Radar State
Strays (2019)
Julie River
Josh Berwanger is easily one of the most underappreciated artists in music today. His first band to really catch traction was The Anniversary, an amazing band that put out two brilliant albums that could not possibly have sounded any less like each other. Their first album, Designing a Nervous Breakdown, was a synthpop/emo album, while the follow up, Your Majesty, was more of a Beatles-esque affair. Unfortunately, there were lots of rumors of discord in the band, and their live shows felt like the work of a group of people who really disliked being together. The band folded after two LPs, but Berwanger made off with The Anniversary’s rhythm section and created the alt-country band The Only Children, who released another two excellent albums to virtually no acclaim. After The Only Children, Berwanger went solo and became even more underappreciated and unnoticed than he was with either of his bands. So the formation of Radar State excited me because Berwanger, teamed with both of the lead singers from The Get Up Kids, was likely to finally get some of the attention he rightfully deserves.
Radar State equally splits its time between three frontmen: Jim Suptic and Matt Pryor from The Get Up Kids (the latter of which is credited for discovering Berwanger’s band, The Anniversary) and Josh Berwanger. Adam Phillips of The Architects, The Gadjits, Other Americans, and Brandon Phillips and the Condition rounds out the foursome on drums as the only non-singing member of the band. You might ask yourself, if both of the singers from The Get Up Kids are in this band, is it going to sound like a clone of The Get Up Kids? Well, not quite. Radar State don’t do many of the slow ballads that The Get Up Kids are famous for, but Radar State do sound an awful lot like the livelier and more energetic songs that The Get Up Kids do. Ultimately, I’d say the whole project sounds like a tribute to The Replacements, with the whole debut album, Strays, having that lighthearted, breezy pop-punk style that The Replacements made so famous. (Plus, we know that The Get Up Kids have a Replacements influence, as they once covered the Replacements’ b-side “Beer for Breakfast.”)

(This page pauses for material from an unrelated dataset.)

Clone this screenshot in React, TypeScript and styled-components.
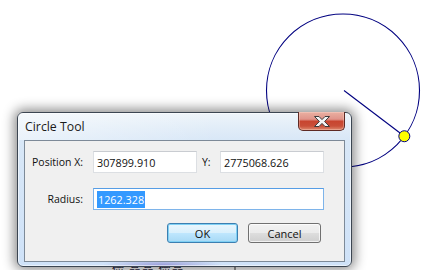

The album really bangs out a number of super catchy pop tunes like “Summer of Sundays,” “Damn the Man,” “Making Me Feel,” and “Artificial Love.” These are three songwriters with exceptional skills in writing great pop music, and this is an album that’s easily going to get stuck in your head. The only ballad is the final track, an excellent Berwanger number called “Play for the Game.” The only somewhat negative thing I have to say about the album is that Berwanger’s voice, which worked so well in his other two bands, is a bit of an acquired taste when mixed with this Replacements-style pop-punk. It took me a little while to get used to it on tracks like “Damn the Man,” but soon enough I moved past it and I was hooked. The worst of it comes on a Suptic song, “Making Me Feel,” where we learn that Berwanger should never serve as a backup singer, as he nearly ruins the catchiest song on the album with his off-kilter ooh-la-las in the background.
I’m going to catch hell from some people for focusing on Berwanger in this review, which is fair because Radar State really is a group effort put forth by three frontmen who put in equal work on the project. But I’ve written about Pryor and Suptic and The Get Up Kids a few times before and, while I loved their new EP last year and eagerly await their inevitable LP on Polyvinyl, on this release I’m most excited about Berwanger because of how underappreciated he’s been for all of his career. Still, I want to emphasize that this is a great album all around and a must-listen-to for all fans of all three singers. Strays is the reunion album we never got from The Replacements during the last time they got back together, channeled through three of emo’s greatest songwriters, and really the first great album of 2019.